Cuaderno 9

Lo que escribí después de olvidarme de que las cosas de mi hermana son de mi hermana.

Mi hermana, al parecer, tampoco tuvo la culpa, pero no le sirvió de nada.

A la mañana siguiente, como aún era agosto y hacía sol, bajé al río, a nadar, a luchar con algunos cocodrilos venenosos, explorar el Alto Amazonas y otras aventuras.

No vi a Pedro, pregunté por él y me dijeron que estaba enfermo. Fui a verlo. Le llevé unos tebeos y mi juego de imanes.

Pedro, el día anterior, en el huerto de Benjamín, había comido más manzanas que nadie. Por la noche le dio un dolor de barriga, y fiebre. Olegario tuvo que llamar a don José, el médico, que vino, escuchó las tripas de Pedro y dijo:

—Agua de limón, un día en ayunas y dos a dieta blanda.

Olegario era pobre y su casa pequeña.

La cama de Pedro estaba en el desván, debajo de las vigas del tejado.

Me gustaba estar allí porque había un bombo viejo, un baúl viejo, un farol viejo, un tinajón de aceitunas, guindillas puestas a secar y ristras de ajos, montones de cosas, y el suelo, de tablones crujientes, siempre recién fregado.

Pedro, cuando me vio entrar, dijo:

—Déjame en paz.

Yo debía ser amable. Él estaba de mal humor, pero era el enfermo.
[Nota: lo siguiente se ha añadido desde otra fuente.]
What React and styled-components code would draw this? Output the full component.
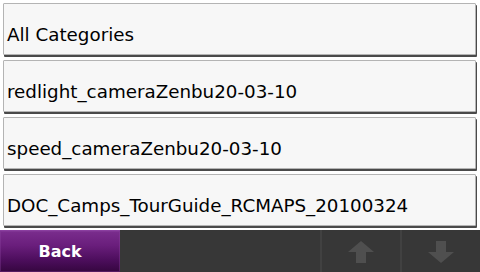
import React from "react";
import styled, { createGlobalStyle } from "styled-components";

const Global = createGlobalStyle`
  html, body { margin: 0; padding: 0; background: #ffffff; }
  body { width: 480px; height: 272px; overflow: hidden; font-family: "DejaVu Sans", "Liberation Sans", sans-serif; }
`;

const Screen = styled.div`
  width: 480px;
  height: 272px;
  display: flex;
  flex-direction: column;
  background: #ffffff;
`;

const List = styled.div`
  flex: 1;
  display: flex;
  flex-direction: column;
  gap: 5px;
  padding: 3px 4px 0 3px;
`;

const Item = styled.button`
  height: 52px;
  box-sizing: border-box;
  display: flex;
  align-items: center;
  padding: 10px 0 0 3px;
  background: #f7f7f7;
  border: 1px solid #b4b4b4;
  border-radius: 1px;
  box-shadow: 1px 2px 0 #4a4a4a;
  font-family: "DejaVu Sans", sans-serif;
  font-size: 18.3px;
  color: #000;
  text-align: left;
  cursor: pointer;
`;

const Bar = styled.div`
  height: 42px;
  display: flex;
  background: #373737;
`;

const BackButton = styled.button`
  width: 120px;
  height: 42px;
  box-sizing: border-box;
  border: none;
  border-top: 1px solid #8b3fa0;
  background: linear-gradient(#7a2d8d 0%, #6a1e7c 35%, #4d0e5d 70%, #35063f 100%);
  box-shadow: inset 0 0 0 1px rgba(140, 70, 160, 0.35);
  color: #fff;
  font-family: "DejaVu Sans", sans-serif;
  font-weight: bold;
  font-size: 16px;
  padding: 0;
`;

const Spacer = styled.div`
  flex: 1;
`;

const ArrowButton = styled.div`
  width: 80px;
  display: flex;
  align-items: center;
  justify-content: center;
  border-left: 2px solid #414141;
  box-sizing: border-box;
  padding-top: 2px;
`;

const Arrow = ({ down }) => (
  <svg width="28" height="24" viewBox="0 0 28 24" style={down ? { transform: "rotate(180deg)" } : undefined}>
    <path d="M14 1 L27 12 L19 12 L19 23 L9 23 L9 12 L1 12 Z" fill="#4f4f4f" />
  </svg>
);

const items = [
  "All Categories",
  "redlight_cameraZenbu20-03-10",
  "speed_cameraZenbu20-03-10",
  "DOC_Camps_TourGuide_RCMAPS_20100324",
];

export default function App() {
  return (
    <>
      <Global />
      <Screen>
        <List>
          {items.map((t) => (
            <Item key={t}>{t}</Item>
          ))}
        </List>
        <Bar>
          <BackButton>Back</BackButton>
          <Spacer />
          <ArrowButton>
            <Arrow />
          </ArrowButton>
          <ArrowButton>
            <Arrow down />
          </ArrowButton>
        </Bar>
      </Screen>
    </>
  );
}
—¿Cómo te sientes? —pregunté.

Al principio fue aburrido a pesar del bombo, de otras cosas y de todas las polillas que salieron del baúl cuando lo abrí para ver lo que había dentro.

Dentro del baúl había un traje de novia, un sombrero negro, dos zapatos de charol y mucho polvo.

Me puse el sombrero y era tan grande que toda la cabeza se me quedó dentro.

—Apuesto a que es de tu padre —dije.

—El tuyo también es cabezón —dijo Pedro.

Era cierto y nos reímos.

Luego Pedro se cansó de estar en la cama y salimos al tejado.

Pedro sabía ir de un tejado a otro, desde su casa a la casa de Evaristo que era la última de la calle.

Pedro metió la cabeza en una chimenea y empezó a aullar.

—Seguro que se asustan —dije.

—No, no se asustan —dijo Pedro—; ahora sale la señora Eugenia y nos tira algo.

—¿Qué?

—Cualquier cosa, pero a dar.

Salió la señora Eugenia y nos tiró un ladrillo.

También dijo que éramos unos mal criados.

Fuimos a escondernos detrás de la chimenea del señor boticario, que es ancha y de piedra.

Desde allí vimos la plaza, la iglesia, al señor cura y a dos abuelos, los tres jugando al tejo.

También vimos cómo el Sol se escondía detrás de las colinas, entre los manzanos.

Y una estrella fugaz.

Esto, más o menos, fue lo que escribí aquel verano. El maestro lo vio en septiembre y dijo:

—No está mal. Ahora pondremos las haches en su sitio y leerás en voz alta para que todos sepan que escribiste una crónica.

Y bajando la voz, a que sólo yo pudiera oír, añadió:

—No leas lo de Federica o se darán cuenta de que estás enamorado.